Y ahi nomás, basta preguntar, un colegio de religiosas conserva la casa familiar, resuelta en una serie de ranchos de galerías anchas con columnas de palo que se fue ampliando a medida que venían los hijos. Es un lugar esencialmente argentino, una estancia en miniatura que se pensió y construyó como las de antes, sólo que hace un siglo o menos. Desde la tranquera y hoy medio tapada por el colegio nuevo, una tontera olvidable que alguien construyó casi que a propósito para invitar las comparaciones y quedar mal, se ve un detalle simbólico. La galería panzona une los dos edificios principales de la casa vieja y justo en el punto de unión, justo al medio entre los palos oscuros que sostienen la techumbre, hay una columnita blanca de piedra. Es romana y vino al país en la bodega de un barco, recuerdo de un viaje en la época en que nadie te pesaba el equipaje. Bustillo la puso en el punto de unión, en el foco, como bisagra entre nuestro pasado y nuestro presente.

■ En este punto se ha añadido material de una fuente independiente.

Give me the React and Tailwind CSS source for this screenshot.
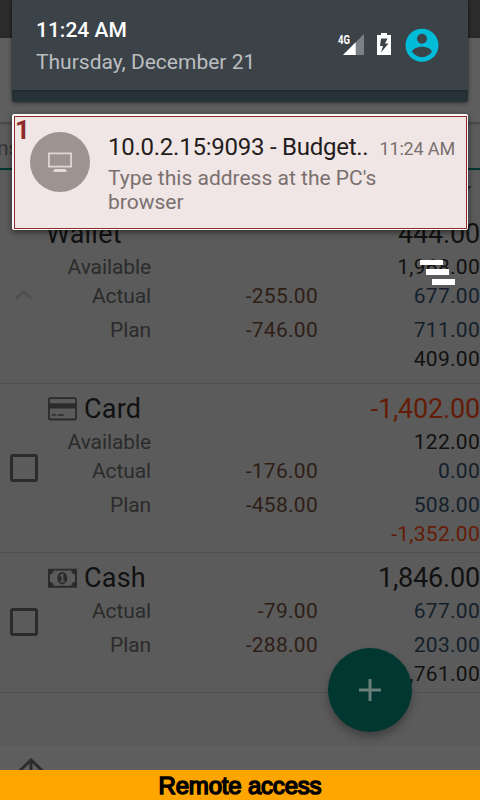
const accounts = [
  {
    name: "Wallet",
    total: "444.00",
    available: "1,968.00",
    actual: ["-255.00", "677.00"],
    plan: ["-746.00", "711.00"],
    rest: "409.00",
    control: "chevron",
  },
  {
    name: "Card",
    total: "-1,402.00",
    available: "122.00",
    actual: ["-176.00", "0.00"],
    plan: ["-458.00", "508.00"],
    rest: "-1,352.00",
    control: "checkbox",
    icon: "card",
  },
  {
    name: "Cash",
    total: "1,846.00",
    actual: ["-79.00", "677.00"],
    plan: ["-288.00", "203.00"],
    rest: "1,761.00",
    control: "checkbox",
    icon: "cash",
  },
];

const sign = (v) => (v && v.startsWith("-") ? "text-[#641c06]" : "text-[#111111]");

function CardIcon() {
  return (
    <svg className="h-6 w-[29px]" viewBox="0 0 29 24" fill="none">
      <rect x="0.9" y="1.1" width="27.2" height="21.4" rx="1.4" stroke="#2b2b2b" strokeWidth="1.8" />
      <rect x="1" y="6.3" width="27" height="5.2" fill="#2b2b2b" />
      <path d="M3.8 18h4M9.6 18h6" stroke="#2b2b2b" strokeWidth="1.7" />
    </svg>
  );
}

function CashIcon() {
  return (
    <svg className="-mt-px h-5 w-[29px]" viewBox="0 0 29 20">
      <path
        fill="#2b2b2b"
        fillRule="evenodd"
        d="M0 .7h29v19H0zM5.6 2.6C5.4 5 4.2 6.3 2 6.5v7.4c2.2.2 3.4 1.5 3.6 3.9h17.8c.2-2.4 1.4-3.7 3.6-3.9V6.5c-2.2-.2-3.400-1.500-3.600-3.900z"
      />
      <ellipse cx="14.3" cy="10.2" rx="5" ry="6.2" fill="#2b2b2b" />
      <path d="M12.300 8l2.200-1.500v6.700M12.100 13.500h4.600" fill="none" stroke="#5b5b5b" strokeWidth="1.700" />
    </svg>
  );
}

function Control({ type }) {
  if (type === "chevron") {
    return (
      <svg className="ml-[15px] h-[10px] w-[18px]" viewBox="0 0 18 10" fill="none">
        <path d="M1 8.800L8.500 1.700L16.500 8.800" stroke="#4d4d4d" strokeWidth="2.200" />
      </svg>
    );
  }
  return <div className="ml-[10px] size-7 rounded-[3px] border-[3px] border-[#2b2b2b]" />;
}

function Line({ label, out, value, tone }) {
  return (
    <div className="flex h-[29px] items-center text-[21px] leading-[29px]">
      <span className="w-[103px] text-right tracking-[-0.1px] text-[#2b2b2b]">{label}</span>
      <span className="w-[167px] text-right tracking-[0.28px] text-[#2e1e16]">{out}</span>
      <span className={`flex-1 text-right tracking-[0.28px] ${tone}`}>{value}</span>
    </div>
  );
}

function Account({ a }) {
  const chevron = a.control === "chevron";
  return (
    <div className={`flex border-b border-[#505050] ${chevron ? "pb-[9px]" : "pb-[3px]"}`}>
      <div className={`flex w-12 items-center ${chevron ? "pt-[6px]" : "pt-[2px]"}`}>
        <Control type={a.control} />
      </div>
      <div className="flex-1">
        <div className="mt-[9px] mb-[3px] flex h-8 items-center text-[27px] leading-8">
          {a.icon && (
            <span className="mr-[7px] flex w-[29px]">{a.icon === "card" ? <CardIcon /> : <CashIcon />}</span>
          )}
          <span className={`tracking-[0.2px] text-[#111111] ${a.icon ? "" : "-ml-[2px]"}`}>{a.name}</span>
          <span className={`flex-1 text-right tracking-[-0.18px] ${sign(a.total)}`}>{a.total}</span>
        </div>
        {a.available && <Line label="Available" value={a.available} tone="text-[#111111]" />}
        <Line label="Actual" out={a.actual[0]} value={a.actual[1]} tone="text-[#141f2c]" />
        <div className="pt-[5px]">
          <Line label="Plan" out={a.plan[0]} value={a.plan[1]} tone="text-[#141f2c]" />
        </div>
        <Line value={a.rest} tone={sign(a.rest)} />
      </div>
    </div>
  );
}

function Shade() {
  return (
    <header className="absolute top-0 left-3 w-[456px] rounded-b-[3px] bg-[#263238] pb-3 shadow-[0_1px_4px_rgba(0,0,0,0.5)]">
      <div className="flex h-[90px] bg-[#3b4349] pl-6 shadow-[0_1px_2px_rgba(0,0,0,0.3)]">
        <div className="flex flex-1 flex-col pt-[14px] text-[21px] leading-8">
          <span className="font-medium text-white">11:24 AM</span>
          <span className="text-[#bbbec0]">Thursday, December 21</span>
        </div>
        <svg className="mt-[26px] mr-5 h-[38px] w-[110px]" viewBox="338 26 110 38">
          <text x="338" y="44" fill="#fff" fontFamily="Roboto" fontWeight="700" fontSize="12.500" textLength="12" lengthAdjust="spacingAndGlyphs">
            4G
          </text>
          <path d="M364 34v21h-21z" fill="#7b8185" />
          <path d="M355.700 42.300v12.700h-12.700z" fill="#fff" />
          <path d="M381 33h6v2h4v20h-14V35h4zM381 38.500l-1 7.500h3l-2 6.500 7.500-9h-3.500l2.500-5z" fill="#fff" fillRule="evenodd" />
          <path
            transform="translate(402.200 25.500) scale(1.650)"
            fill="#00bcd8"
            d="M12 2C6.480 2 2 6.480 2 12s4.480 10 10 10 10-4.480 10-10S17.520 2 12 2zm0 3c1.660 0 3 1.340 3 3s-1.340 3-3 3-3-1.340-3-3 1.340-3 3-3zm0 14.200c-2.500 0-4.710-1.280-6-3.220.03-1.990 4-3.080 6-3.080 1.990 0 5.970 1.090 6 3.080-1.290 1.940-3.500 3.220-6 3.220z"
          />
        </svg>
      </div>
    </header>
  );
}

function Notification() {
  return (
    <section className="absolute top-[114px] left-3 h-[116px] w-[456px] rounded-[2px] bg-[#fbf9f9] pt-[2px] pr-px pb-px pl-[2px] shadow-[0_2px_6px_rgba(0,0,0,0.55)]">
      <div className="flex h-full border border-[#8f2a2c] bg-[#f0e6e5]">
        <span className="h-[26px] w-[15px] text-[26px] leading-[26px] font-bold text-[#8f2a2c]">1</span>
        <div className="mt-[15px] flex size-[60px] shrink-0 items-center justify-center rounded-full bg-[#9d9391]">
          <svg className="h-5 w-6" viewBox="0 0 24 20">
            <rect x="0.900" y="1.400" width="22.200" height="13.200" fill="none" stroke="#e2dad8" strokeWidth="1.700" />
            <path d="M6.500 17h11l1.500 3h-14z" fill="#e2dad8" />
          </svg>
        </div>
        <div className="ml-[18px] flex-1 pt-[16px] pr-[11px]">
          <div className="flex items-baseline justify-between whitespace-nowrap">
            <h1 className="text-[24px] leading-7 tracking-[-0.25px] text-[#241d1c]">10.0.2.15:9093 - Budget..</h1>
            <time className="text-[18px] leading-7 tracking-[-0.15px] text-[#7a706f]">11:24 AM</time>
          </div>
          <p className="mt-[3px] w-[300px] text-[21px] leading-6 text-[#7a706f]">Type this address at the PC's browser</p>
        </div>
      </div>
    </section>
  );
}

export default function App() {
  return (
    <div className="relative flex h-[800px] w-[480px] flex-col overflow-hidden bg-[#5b5b5b] font-[Roboto,sans-serif]">
      <div className="h-[38px] shrink-0 bg-[#2b2b2b]" />
      <div className="h-[84px] shrink-0 bg-[#5e5e5e] shadow-[0_1px_3px_rgba(0,0,0,0.35)]" />
      <div className="flex h-12 shrink-0 items-center border-b-2 border-[#003731] text-[21px] text-[#333333]">
        <span className="-ml-[3px] pt-2">ns</span>
      </div>
      <div className="flex h-[39px] shrink-0 items-center justify-end pr-2">
        <svg className="h-2 w-4" viewBox="0 0 16 8">
          <path d="M0 0h16l-8 8z" fill="#2b2b2b" />
        </svg>
      </div>
      <main>
        {accounts.map((a) => (
          <Account key={a.name} a={a} />
        ))}
      </main>
      <div className="h-[53px] shrink-0" />
      <div className="flex h-6 shrink-0 bg-[#5e5e5e]">
        <svg className="mt-3 ml-[17px] h-3 w-7" viewBox="0 0 28 12" fill="none">
          <path d="M1 14.500L14 1.800L27 14.500M14 2v12" stroke="#2b2b2b" strokeWidth="2.800" />
        </svg>
      </div>
      <footer className="h-[30px] shrink-0 bg-[#ffa500] text-center font-['Liberation_Sans'] text-[24px] leading-[32px] tracking-[-0.2px] text-black [-webkit-text-stroke:1.5px_#000]">
        Remote access
      </footer>

      <button className="absolute top-[648px] left-[328px] flex size-[84px] items-center justify-center rounded-full bg-[#003731] shadow-[0_5px_8px_rgba(0,0,0,0.3)]">
        <svg className="size-[22px]" viewBox="0 0 22 22">
          <path d="M0 11h22M11 0v22" stroke="#6b7f7b" strokeWidth="3" />
        </svg>
      </button>
      <div className="absolute top-[260px] left-[420px] flex flex-col gap-[4px]">
        <span className="h-[5px] w-[23px] bg-white" />
        <span className="ml-[6px] h-[6px] w-[23px] bg-white" />
        <span className="ml-3 h-[6px] w-[23px] bg-white" />
      </div>
      <Shade />
      <Notification />
    </div>
  );
}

En 1944 su amigo Leopoldo Marechal le dedicó un librito de la serie Artistas de América que publicaba Peuser. Se habían conocido de pibes por los campos de Maipú, donde resulta que los dos encontraron a la patria. El poeta era invitado frecuente al campito de los Bustillo y ahí las charlas no terminaban más y no bajaban del tema más alto, la Belleza. Cuenta Marechal que la obra de su amigo muestra "la segura intuición de lo bello, que será su piedra de toque ante lo verdadero y lo falso y que lo hará salir triunfante de todos los equívocos en una edad en que los equívocos abundan".
Bustillo murió en el mal año de 1982, viendo lo peor de la arquitectura reinando impune. Muchas de sus obras con monumentos históricos nacionales. Otras muchas están a salvo en el campo, que todo lo cuida. Seguimos buscando esa belleza propia y nuestra que él buscó.